2. **Action Boundary:** The vertical dashed line between states `N` and `N+1` marks a critical transition point between "Action 1" and "Action 2".
3. **Probabilistic Nature:** All transitions are governed by probabilities of either 1 (certain) or 0.5 (50% chance), as stated in the legend for every arrow type.
4. **Parameter `s=3`:** This parameter is explicitly associated only with the "Strong" penalty and reward arrows, indicating these transitions have a specific, defined magnitude or cost.
### Interpretation
This diagram models a **Markov Decision Process (MDP) or a reinforcement learning environment** with a finite state space (2N states). The states are arranged in a linear sequence, but the agent's path is non-deterministic due to probabilistic transitions.
* **What it demonstrates:** The system defines how an agent moves between states based on actions. "Action 1" governs the first half of the state space (1 to N+1), and "Action 2" governs the second half (N to 2N). The rewards (red) and penalties (blue) provide feedback signals. The "strong" variants (`s=3`) likely represent more significant events.

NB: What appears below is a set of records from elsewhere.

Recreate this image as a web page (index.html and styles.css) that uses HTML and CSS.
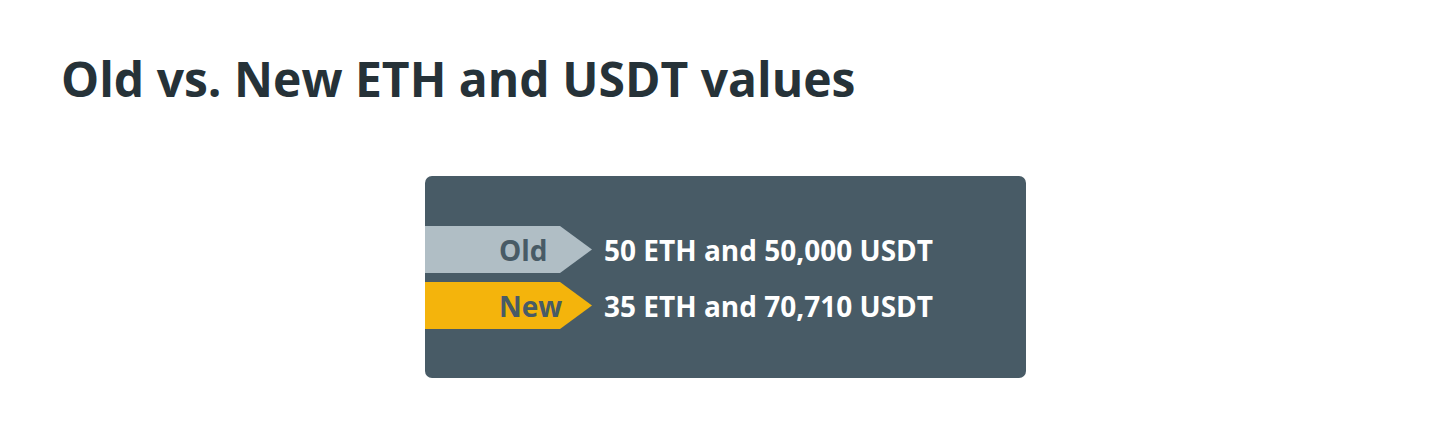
FILE: index.html
```html
<!DOCTYPE html>
<html>
<head>
<meta charset="utf-8">
<link rel="stylesheet" href="styles.css">
</head>
<body>
<div class="page">
  <h1 class="title">Old vs. New ETH and USDT values</h1>
  <div class="card">
    <div class="row">
      <div class="tag tag-old"><span class="tag-label">Old</span></div>
      <div class="value">50 ETH and 50,000 USDT</div>
    </div>
    <div class="row">
      <div class="tag tag-new"><span class="tag-label">New</span></div>
      <div class="value">35 ETH and 70,710 USDT</div>
    </div>
  </div>
</div>
</body>
</html>
```
FILE: styles.css
```css
html, body {
  margin: 0;
  padding: 0;
  background: #ffffff;
}
body {
  font-family: "Open Sans", "Liberation Sans", sans-serif;
  width: 1450px;
  height: 425px;
  overflow: hidden;
}
.page {
  padding: 49px 0 0 61px;
}
.title {
  margin: 0;
  font-size: 48px;
  font-weight: 700;
  line-height: 60px;
  color: #263238;
  letter-spacing: 0;
}
.card {
  margin: 67px 0 0 364px;
  width: 601px;
  height: 202px;
  box-sizing: border-box;
  background: #485b66;
  border-radius: 7px;
  padding-top: 50px;
  display: flex;
  flex-direction: column;
  gap: 9px;
}
.row {
  display: flex;
  align-items: center;
  height: 47px;
}
.tag {
  width: 167px;
  height: 47px;
  box-sizing: border-box;
  padding-left: 74px;
  display: flex;
  align-items: center;
  clip-path: polygon(0 0, 135px 0, 167px 50%, 135px 100%, 0 100%);
}
.tag-old {
  background: #b0bec5;
}
.tag-new {
  background: #f4b40c;
}
.tag-label {
  font-size: 28px;
  font-weight: 700;
  color: #485b66;
}
.value {
  margin-left: 12px;
  font-size: 28px;
  font-weight: 700;
  color: #ffffff;
}
```
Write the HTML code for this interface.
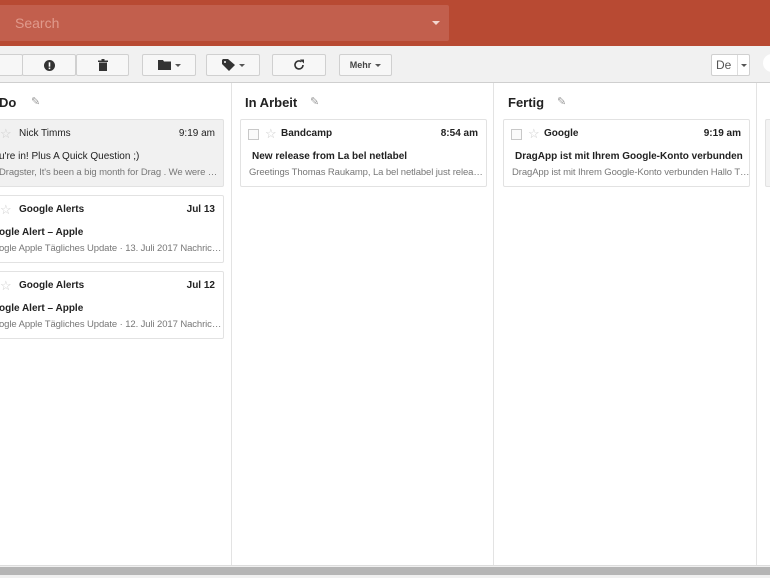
<!DOCTYPE html>
<html><head><style>
*{box-sizing:border-box;margin:0;padding:0}
body{width:770px;height:578px;overflow:hidden;background:#fff;font-family:"Liberation Sans",Arial,sans-serif;position:relative}
.hdr{position:absolute;left:0;top:0;width:770px;height:46px;background:#b84a33}
.search{position:absolute;left:-4px;top:5px;width:453px;height:36px;background:#c25f4d;border-radius:2px}
.search span{position:absolute;left:19px;top:10px;color:#e09a8c;font-size:14px}
.search i{position:absolute;right:9px;top:16px;border:4px solid transparent;border-top:4px solid #f3d6cf;border-bottom:0}
.tb{position:absolute;left:0;top:46px;width:770px;height:37px;background:#f1f1f1;border-bottom:1px solid #cfcfcf}
.btn{position:absolute;top:8px;height:22px;background:#f7f7f7;border:1px solid #d0d0d0;border-radius:2px;display:flex;align-items:center;justify-content:center;gap:4px;font-size:9px;font-weight:bold;color:#444}
.car{border:3px solid transparent;border-top:3px solid #555;border-bottom:0;display:inline-block}
.col{position:absolute;top:83px;height:482px;border-right:1px solid #e3e3e3}
.ct{position:absolute;top:95px;font-size:13px;font-weight:bold;color:#222}
.pen{position:absolute;top:95px;color:#999;font-size:11px}
.card{position:absolute;height:68px;border:1px solid #e2e2e2;border-radius:2px;background:#fff;font-size:10px}
.card .f{position:absolute;left:40px;top:8px;color:#222}
.card .t{position:absolute;right:8px;top:8px;color:#222}
.card .s{position:absolute;left:11px;top:31px;color:#222;font-weight:bold;white-space:nowrap}
.card .p{position:absolute;left:8px;top:47px;color:#777;white-space:nowrap;overflow:hidden;font-size:9.5px;letter-spacing:-0.1px}
.card .st{position:absolute;left:24px;top:6px;color:#ccc;font-size:13px}
.card .cb{position:absolute;left:7px;top:9px;width:11px;height:11px;border:1px solid #c8c8c8;background:#fafafa}
.b{font-weight:bold}
</style></head><body>
<div class="hdr"><div class="search"><span>Search</span><i></i></div></div>
<div class="tb">
 <div class="btn" style="left:-10px;width:33px"></div>
 <div class="btn" style="left:22px;width:54px"><svg width="11" height="11"><circle cx="5.5" cy="5.5" r="5.5" fill="#333"/><rect x="4.7" y="2.3" width="1.6" height="4.4" fill="#fff"/><rect x="4.7" y="7.6" width="1.6" height="1.5" fill="#fff"/></svg></div>
 <div class="btn" style="left:76px;width:53px"><svg width="10" height="12"><rect x="0" y="1.5" width="10" height="1.5" fill="#333"/><rect x="3.5" y="0" width="3" height="2" fill="#333"/><rect x="1" y="3.5" width="8" height="8.5" fill="#333"/></svg></div>
 <div class="btn" style="left:142px;width:54px"><svg width="13" height="10"><path d="M0 0h5l1 1.5h7V10H0z" fill="#333"/></svg><span class="car"></span></div>
 <div class="btn" style="left:206px;width:54px"><svg width="13" height="12"><path d="M0 1V5l7 7 6-6-7-6H1z" fill="#333"/><circle cx="3" cy="3" r="1" fill="#f7f7f7"/></svg><span class="car"></span></div>
 <div class="btn" style="left:272px;width:54px"><svg width="12" height="12"><path d="M10 6A4 4 0 1 1 8.5 2.8" fill="none" stroke="#333" stroke-width="1.6"/><path d="M7 0.5h4v4z" fill="#333"/></svg></div>
 <div class="btn" style="left:339px;width:53px">Mehr<span class="car"></span></div>
 <div class="btn" style="left:711px;width:39px;justify-content:flex-start;padding-left:4px;font-size:12px;font-weight:normal;color:#555;background:#fff">De<span style="position:absolute;left:25px;top:0;height:20px;border-left:1px solid #ddd"></span><span class="car" style="position:absolute;left:29px;top:9px"></span></div>
 <div style="position:absolute;left:763px;top:8px;width:20px;height:18px;border-radius:9px;background:#fff"></div>
</div>
<div class="col" style="left:0;width:232px"></div>
<div class="col" style="left:232px;width:262px"></div>
<div class="col" style="left:494px;width:263px"></div>
<div class="ct" style="left:-1px">Do</div><div class="pen" style="left:31px">✎</div>
<div class="ct" style="left:245px">In Arbeit</div><div class="pen" style="left:310px">✎</div>
<div class="ct" style="left:508px">Fertig</div><div class="pen" style="left:557px">✎</div>

<div class="card" style="left:-10px;top:119px;width:234px;background:#f1f1f1"><span class="st" style="left:9px">☆</span><span class="f" style="left:28px">Nick Timms</span><span class="t">9:19 am</span><span class="s" style="left:8px;font-weight:normal">u're in! Plus A Quick Question ;)</span><span class="p" style="left:8px">Dragster, It's been a big month for Drag . We were …</span></div>
<div class="card" style="left:-10px;top:195px;width:234px"><span class="st" style="left:9px">☆</span><span class="f b" style="left:28px">Google Alerts</span><span class="t b">Jul 13</span><span class="s" style="left:8px">ogle Alert – Apple</span><span class="p" style="left:8px">ogle Apple Tägliches Update · 13. Juli 2017 Nachric…</span></div>
<div class="card" style="left:-10px;top:271px;width:234px"><span class="st" style="left:9px">☆</span><span class="f b" style="left:28px">Google Alerts</span><span class="t b">Jul 12</span><span class="s" style="left:8px">ogle Alert – Apple</span><span class="p" style="left:8px">ogle Apple Tägliches Update · 12. Juli 2017 Nachric…</span></div>

<div class="card" style="left:240px;top:119px;width:247px"><span class="cb"></span><span class="st">☆</span><span class="f b">Bandcamp</span><span class="t b">8:54 am</span><span class="s">New release from La bel netlabel</span><span class="p">Greetings Thomas Raukamp, La bel netlabel just relea…</span></div>
<div class="card" style="left:503px;top:119px;width:247px"><span class="cb"></span><span class="st">☆</span><span class="f b">Google</span><span class="t b">9:19 am</span><span class="s">DragApp ist mit Ihrem Google-Konto verbunden</span><span class="p">DragApp ist mit Ihrem Google-Konto verbunden Hallo T…</span></div>
<div class="card" style="left:765px;top:119px;width:20px;background:#f3f3f3"></div>

<div style="position:absolute;left:0;top:565px;width:770px;height:13px;background:#f0f0f0;border-top:1px solid #ddd"></div>
<div style="position:absolute;left:0;top:567px;width:770px;height:8px;background:#b5b5b5"></div>
</body></html>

* **Relationships:** The backward-pointing reward arrows create loops that can trap an agent in earlier states, while forward-pointing penalties push it toward the terminal state (`2N`). The central section (N, N+1, N+2) is a complex decision point where both actions have influence, leading to a high density of possible transitions.
* **Notable Anomalies/Patterns:** The clear shift from a penalty-dominated forward flow in the first half to a reward-dominated backward flow in the final states is striking. This could model a scenario where early progress is difficult (penalties push you forward but also risk), while near the goal, strong rewards encourage staying close to the end. The consistent use of probabilities (1 or 0.5) suggests a simplified model for analysis, where some transitions are guaranteed and others are coin-flips. The entire structure is a formal representation of a sequential decision problem with stochastic outcomes.